ERA.id - Wakil Ketua Majelis Permusyawaratan Rakyat Republik Indonesia (MPR RI) Hidayat Nur Wahid mengingatkan agar Dewan Perwakilan Rakyat (DPR) dan Presiden untuk segera memutuskan pelaksanaan pemilihan kepala daerah (pilkada) pada tahun 2022 dan tahun 2023. Sebab banyak daerah yang masa jabatan kepala daerahnya habis pada tahun tersebut, sehingga tak perlu diundur ke 2024 dibarengkan serentak dengan Pilpres dan Pileg. 

HNW sapaan akrabnya menyampaikan, pelaksanaan pilkada tetap pada 2022 dan 2023 tersebut merupakan bentuk dari keadilan. Sebab pilkada 2020 saja tetap diselenggarakan meski pun dalam kondisi pandemi Covid-19. Selain itu, juga untuk menjaga stabilitas politik dan meminimalisir gangguan keamanan yang akan semakin menumpuk terhadap penyelenggaraan Pilpres dan Pileg serentak bila Pilkada digabungkan juga. 

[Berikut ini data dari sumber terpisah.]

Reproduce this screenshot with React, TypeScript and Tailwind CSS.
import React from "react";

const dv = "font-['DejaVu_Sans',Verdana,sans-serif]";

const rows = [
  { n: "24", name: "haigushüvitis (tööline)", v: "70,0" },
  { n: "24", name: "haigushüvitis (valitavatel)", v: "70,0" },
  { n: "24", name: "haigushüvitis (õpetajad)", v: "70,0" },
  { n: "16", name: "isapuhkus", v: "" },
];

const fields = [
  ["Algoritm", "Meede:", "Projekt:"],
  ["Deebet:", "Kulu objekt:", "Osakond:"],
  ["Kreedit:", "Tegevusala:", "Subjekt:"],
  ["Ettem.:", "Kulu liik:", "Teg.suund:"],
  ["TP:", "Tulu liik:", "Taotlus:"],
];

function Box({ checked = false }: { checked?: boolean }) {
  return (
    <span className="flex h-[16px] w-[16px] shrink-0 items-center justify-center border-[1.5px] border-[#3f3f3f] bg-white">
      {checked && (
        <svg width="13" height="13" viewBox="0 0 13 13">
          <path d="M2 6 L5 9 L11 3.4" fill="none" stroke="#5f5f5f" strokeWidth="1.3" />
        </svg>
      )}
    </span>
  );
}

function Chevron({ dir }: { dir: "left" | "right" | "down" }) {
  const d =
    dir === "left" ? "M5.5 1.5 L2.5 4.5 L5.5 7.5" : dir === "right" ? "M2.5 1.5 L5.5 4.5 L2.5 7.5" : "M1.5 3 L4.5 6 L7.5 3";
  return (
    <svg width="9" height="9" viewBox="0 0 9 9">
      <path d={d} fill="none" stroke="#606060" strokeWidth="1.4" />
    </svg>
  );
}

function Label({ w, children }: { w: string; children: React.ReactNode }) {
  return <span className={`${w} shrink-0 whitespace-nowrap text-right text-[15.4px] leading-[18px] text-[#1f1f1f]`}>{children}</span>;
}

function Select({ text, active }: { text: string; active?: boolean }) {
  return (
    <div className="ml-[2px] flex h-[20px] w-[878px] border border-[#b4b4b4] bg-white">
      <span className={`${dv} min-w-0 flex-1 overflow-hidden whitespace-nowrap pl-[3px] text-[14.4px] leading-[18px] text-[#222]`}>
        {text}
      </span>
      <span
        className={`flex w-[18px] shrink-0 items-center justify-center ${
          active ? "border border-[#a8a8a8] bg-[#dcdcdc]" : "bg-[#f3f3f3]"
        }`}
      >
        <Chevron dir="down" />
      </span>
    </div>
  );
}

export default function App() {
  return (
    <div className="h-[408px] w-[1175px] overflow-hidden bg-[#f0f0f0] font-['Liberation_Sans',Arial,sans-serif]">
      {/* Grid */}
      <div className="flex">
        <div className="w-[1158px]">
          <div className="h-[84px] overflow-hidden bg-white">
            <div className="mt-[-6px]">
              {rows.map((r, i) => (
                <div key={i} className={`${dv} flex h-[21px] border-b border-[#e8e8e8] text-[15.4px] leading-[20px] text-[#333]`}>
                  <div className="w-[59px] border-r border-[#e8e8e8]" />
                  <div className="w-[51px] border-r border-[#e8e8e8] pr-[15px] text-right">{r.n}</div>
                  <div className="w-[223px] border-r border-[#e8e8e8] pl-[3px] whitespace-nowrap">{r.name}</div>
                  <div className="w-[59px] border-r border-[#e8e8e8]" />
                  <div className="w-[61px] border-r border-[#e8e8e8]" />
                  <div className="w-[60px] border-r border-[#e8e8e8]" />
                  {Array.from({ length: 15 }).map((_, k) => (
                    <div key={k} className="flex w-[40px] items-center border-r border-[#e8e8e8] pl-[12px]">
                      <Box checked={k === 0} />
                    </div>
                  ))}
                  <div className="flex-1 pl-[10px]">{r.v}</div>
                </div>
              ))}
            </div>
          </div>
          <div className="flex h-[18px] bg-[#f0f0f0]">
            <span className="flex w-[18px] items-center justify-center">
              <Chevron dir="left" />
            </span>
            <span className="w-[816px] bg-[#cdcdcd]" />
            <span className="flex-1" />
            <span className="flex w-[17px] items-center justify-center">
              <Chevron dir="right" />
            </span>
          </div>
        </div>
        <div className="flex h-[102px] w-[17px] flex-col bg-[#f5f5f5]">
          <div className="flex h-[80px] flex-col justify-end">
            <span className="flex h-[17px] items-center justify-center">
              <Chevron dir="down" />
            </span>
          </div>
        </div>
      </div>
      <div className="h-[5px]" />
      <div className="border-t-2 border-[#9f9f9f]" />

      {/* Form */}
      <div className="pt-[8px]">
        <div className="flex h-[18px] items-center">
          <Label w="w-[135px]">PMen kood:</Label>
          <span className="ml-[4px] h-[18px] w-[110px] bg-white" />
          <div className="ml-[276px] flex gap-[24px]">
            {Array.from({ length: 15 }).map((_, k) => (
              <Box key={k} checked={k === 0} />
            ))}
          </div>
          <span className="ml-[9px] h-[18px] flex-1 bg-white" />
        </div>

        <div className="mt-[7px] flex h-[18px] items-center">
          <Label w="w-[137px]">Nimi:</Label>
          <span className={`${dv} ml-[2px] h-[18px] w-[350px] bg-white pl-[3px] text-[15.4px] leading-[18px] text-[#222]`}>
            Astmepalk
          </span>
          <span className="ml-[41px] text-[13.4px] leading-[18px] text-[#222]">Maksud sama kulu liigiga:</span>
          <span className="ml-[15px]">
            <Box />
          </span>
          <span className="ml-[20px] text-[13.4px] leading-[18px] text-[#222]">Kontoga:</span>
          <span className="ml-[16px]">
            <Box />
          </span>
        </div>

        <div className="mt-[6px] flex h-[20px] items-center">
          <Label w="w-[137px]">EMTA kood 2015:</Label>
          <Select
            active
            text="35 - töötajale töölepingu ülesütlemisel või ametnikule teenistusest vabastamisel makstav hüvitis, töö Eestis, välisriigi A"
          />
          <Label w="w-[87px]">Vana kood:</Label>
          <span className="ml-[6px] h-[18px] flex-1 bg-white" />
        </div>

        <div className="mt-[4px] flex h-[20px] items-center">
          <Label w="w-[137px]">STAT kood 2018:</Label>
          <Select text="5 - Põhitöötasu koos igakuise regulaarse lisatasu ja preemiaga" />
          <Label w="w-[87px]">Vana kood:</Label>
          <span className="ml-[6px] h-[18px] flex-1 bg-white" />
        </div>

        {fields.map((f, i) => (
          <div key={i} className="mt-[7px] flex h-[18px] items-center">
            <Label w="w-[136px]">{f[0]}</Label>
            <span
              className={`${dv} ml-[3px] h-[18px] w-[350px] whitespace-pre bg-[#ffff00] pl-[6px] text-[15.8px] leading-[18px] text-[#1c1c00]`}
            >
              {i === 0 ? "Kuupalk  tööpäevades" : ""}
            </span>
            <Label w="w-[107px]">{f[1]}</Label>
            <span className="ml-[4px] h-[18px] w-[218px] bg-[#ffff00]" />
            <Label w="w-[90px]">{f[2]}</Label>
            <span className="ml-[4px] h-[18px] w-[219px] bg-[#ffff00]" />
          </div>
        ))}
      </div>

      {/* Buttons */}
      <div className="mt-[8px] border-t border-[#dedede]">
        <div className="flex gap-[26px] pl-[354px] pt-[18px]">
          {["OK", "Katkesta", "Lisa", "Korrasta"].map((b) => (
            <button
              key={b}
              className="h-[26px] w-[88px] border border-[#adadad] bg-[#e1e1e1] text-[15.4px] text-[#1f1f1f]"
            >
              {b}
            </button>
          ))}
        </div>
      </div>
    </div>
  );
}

Apalagi, HNW mengingatkan, Pemerintah dan DPR perlu belajar dari pengalaman Pemilu 2019 dimana Pileg dan Pilpres digabungkan, telah menghadirkan korban ratusan KPPS yang meninggal. Lalu masyarakat tak fokus memilih anggota DPR/DPRD, karena fokus hanya pada Pilpres. Maka, bisa dibayangkan kerawanan keamanan dan tak kualitasnya ratusan pilkada bila digabungkan juga dengan pilpres. 

"Pemerintah, walau sebelumnya didesak untuk tidak melakukan pilkada di era pandemi Covid-19, tetap keukeuh menjalankan pilkada pada 2020. Dengan alasan antara lain kalau diundurkan akan hadirkan distabilitas politik dan kerawanan keamanan. Lalu, mengapa sekarang justru tidak mau meneruskan kebijakan itu untuk ratusan daerah yang berakhir kepemimpinannya pada tahun 2022 dan 2023?" tanyanya dalam siaran pers di Jakarta, Senin (1/2/2021).

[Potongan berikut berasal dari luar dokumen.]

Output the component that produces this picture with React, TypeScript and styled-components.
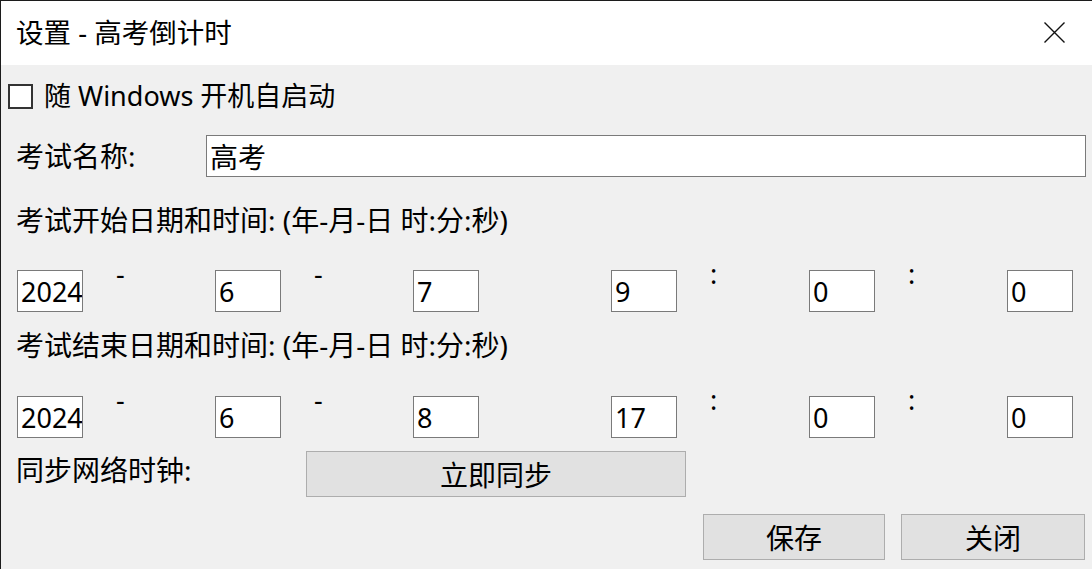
import React from 'react';
import styled, { createGlobalStyle } from 'styled-components';

const GlobalStyle = createGlobalStyle`
  html, body {
    margin: 0;
    padding: 0;
    background: #f0f0f0;
  }
  body {
    font-family: "Noto Sans", "Noto Sans CJK SC", sans-serif;
    color: #000;
  }
  * {
    box-sizing: border-box;
  }
`;

const FONT = 28;

const App = () => {
  const startValues = ['2024', '6', '7', '9', '0', '0'];
  const endValues = ['2024', '6', '8', '17', '0', '0'];
  const seps = ['-', '-', '', ':', ':', ''];

  return (
    <>
      <GlobalStyle />
      <StyledWindow>
        <StyledTitleBar>
          <StyledTitle>设置 - 高考倒计时</StyledTitle>
          <StyledCloseButton aria-label="关闭">
            <svg width="21" height="21" viewBox="0 0 21 21">
              <path d="M0.5 0.5 L20.5 20.5 M20.5 0.5 L0.5 20.5" stroke="#111" strokeWidth="1.4" fill="none" />
            </svg>
          </StyledCloseButton>
        </StyledTitleBar>

        <StyledBody>
          <StyledCheckRow $top={15}>
            <StyledCheckbox />
            <StyledText>随 Windows 开机自启动</StyledText>
          </StyledCheckRow>

          <StyledNameRow $top={23}>
            <StyledLabel>考试名称:</StyledLabel>
            <StyledNameInput defaultValue="高考" />
          </StyledNameRow>

          <StyledSectionLabel $top={26}>考试开始日期和时间: (年-月-日 时:分:秒)</StyledSectionLabel>

          <StyledTimeRow $top={33}>
            {startValues.map((v, i) => (
              <StyledTimeCell key={i}>
                <StyledTimeInput defaultValue={v} />
                {seps[i] && <StyledSep>{seps[i]}</StyledSep>}
              </StyledTimeCell>
            ))}
          </StyledTimeRow>

          <StyledSectionLabel $top={16}>考试结束日期和时间: (年-月-日 时:分:秒)</StyledSectionLabel>

          <StyledTimeRow $top={34}>
            {endValues.map((v, i) => (
              <StyledTimeCell key={i}>
                <StyledTimeInput defaultValue={v} />
                {seps[i] && <StyledSep>{seps[i]}</StyledSep>}
              </StyledTimeCell>
            ))}
          </StyledTimeRow>

          <StyledSyncRow $top={13}>
            <StyledSyncLabel>同步网络时钟:</StyledSyncLabel>
            <StyledButton $width={380}>立即同步</StyledButton>
          </StyledSyncRow>

          <StyledFooter $top={17}>
            <StyledButton $width={182}>保存</StyledButton>
            <StyledButton $width={184}>关闭</StyledButton>
          </StyledFooter>
        </StyledBody>
      </StyledWindow>
    </>
  );
};

export default App;

const StyledWindow = styled.div`
  width: 1092px;
  height: 569px;
  border-top: 1px solid #1c1c1c;
  border-left: 1px solid #1c1c1c;
  background: #f0f0f0;
  display: flex;
  flex-direction: column;
  overflow: hidden;
`;

const StyledTitleBar = styled.header`
  height: 64px;
  background: #fff;
  display: flex;
  align-items: center;
  justify-content: space-between;
  padding: 0 27px 0 15px;
`;

const StyledTitle = styled.div`
  font-size: 27.5px;
  line-height: 1;
`;

const StyledCloseButton = styled.div`
  width: 21px;
  height: 21px;
  display: flex;
  margin-top: -2px;
`;

const StyledBody = styled.div`
  display: flex;
  flex-direction: column;
  padding: 0 6px 0 0;
  font-size: ${FONT}px;
`;

const StyledRowBase = styled.div<{ $top: number }>`
  margin-top: ${({ $top }) => $top}px;
  display: flex;
  align-items: center;
`;

const StyledCheckRow = styled(StyledRowBase)`
  height: 32px;
  padding-left: 7px;
  gap: 11px;
`;

const StyledCheckbox = styled.div`
  width: 25px;
  height: 25px;
  border: 2px solid #333;
  background: #fff;
`;

const StyledText = styled.span`
  line-height: 32px;
  white-space: nowrap;
  font-size: 27px;
`;

const StyledNameRow = styled(StyledRowBase)`
  height: 42px;
  padding-left: 15px;
`;

const StyledLabel = styled.span`
  width: 190px;
  white-space: nowrap;
  line-height: 34px;
`;

const StyledNameInput = styled.input`
  flex: 1;
  height: 42px;
  border: 1px solid #7a7a7a;
  background: #fff;
  font: inherit;
  font-size: ${FONT}px;
  padding: 0 3px;
  outline: none;
  color: #000;
`;

const StyledSectionLabel = styled.div<{ $top: number }>`
  margin-top: ${({ $top }) => $top}px;
  height: 34px;
  line-height: 34px;
  padding-left: 15px;
  white-space: nowrap;
`;

const StyledTimeRow = styled(StyledRowBase)`
  height: 42px;
  padding-left: 16px;
  align-items: flex-start;
`;

const StyledTimeCell = styled.div`
  flex: none;
  width: 198px;
  display: flex;
  align-items: flex-start;

  &:last-child {
    width: auto;
  }
`;

const StyledTimeInput = styled.input`
  width: 66px;
  height: 42px;
  border: 1px solid #7a7a7a;
  background: #fff;
  font: inherit;
  font-size: 27px;
  padding: 0 0 0 3px;
  outline: none;
  color: #000;
`;

const StyledSep = styled.span`
  margin-left: 33px;
  margin-top: -10px;
  line-height: 27px;
  font-size: 27px;
`;

const StyledSyncRow = styled(StyledRowBase)`
  height: 46px;
  padding-left: 15px;
  align-items: flex-start;
`;

const StyledSyncLabel = styled.span`
  width: 290px;
  margin-top: 2px;
  line-height: 34px;
  white-space: nowrap;
`;

const StyledButton = styled.div<{ $width: number }>`
  width: ${({ $width }) => $width}px;
  height: 46px;
  background: #e1e1e1;
  border: 1px solid #adadad;
  display: flex;
  align-items: center;
  justify-content: center;
  font-size: ${FONT}px;
`;

const StyledFooter = styled(StyledRowBase)`
  height: 46px;
  justify-content: flex-end;
  gap: 16px;
  padding-right: 1px;
`;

HNW juga mengkritisi alasan Pemerintah bahwa penundaan Pilkada 2022 dan Pilkada 2023, dengan menariknya ke Pemilu serentak pada 2024 bersama dengan Pilpres dan pileg, karena alasan stabilitas politik dan keamanan. Ia menilai bahwa alasan tersebut justru bertolak belakang dengan rasionalitas dan kekhawatiran umum. Karena bila diundurk maka ratusan daerah yang mestinya dilakukan pilkada, akan dipimpin Pelaksana Tugas, yang ditunjuk oleh Pemerintah dalam rentang waktu yang panjang (2 tahunan) dengan kewenangan yang terbatas.

"Padahal akan mengurusi Pilpres dan Pileg juga. Dikhawatirkan dengan kondisi politik seperti itu justru akan hadirkan distabilitas politik dan kerawanan keamanan," katanya.

"Kalau Pilkada 2022 dan Pilkada 2023 diundurkan ke tahun 2024, justru sangat bisa terjadi distabilitas politik dan keamanan karena akan ada banyak daerah yang hanya dipimpin oleh Plt. Berbeda bila Pilkada yang mestinya diselenggarakan pada 2022/2023 sudah diselenggarakan sesuai jadwalnya, maka beban Pilpres/Pileg berkurang dan sudah diurusi olh Kepala Daerah definitif yang dipilih oleh Rakyat," tukasnya.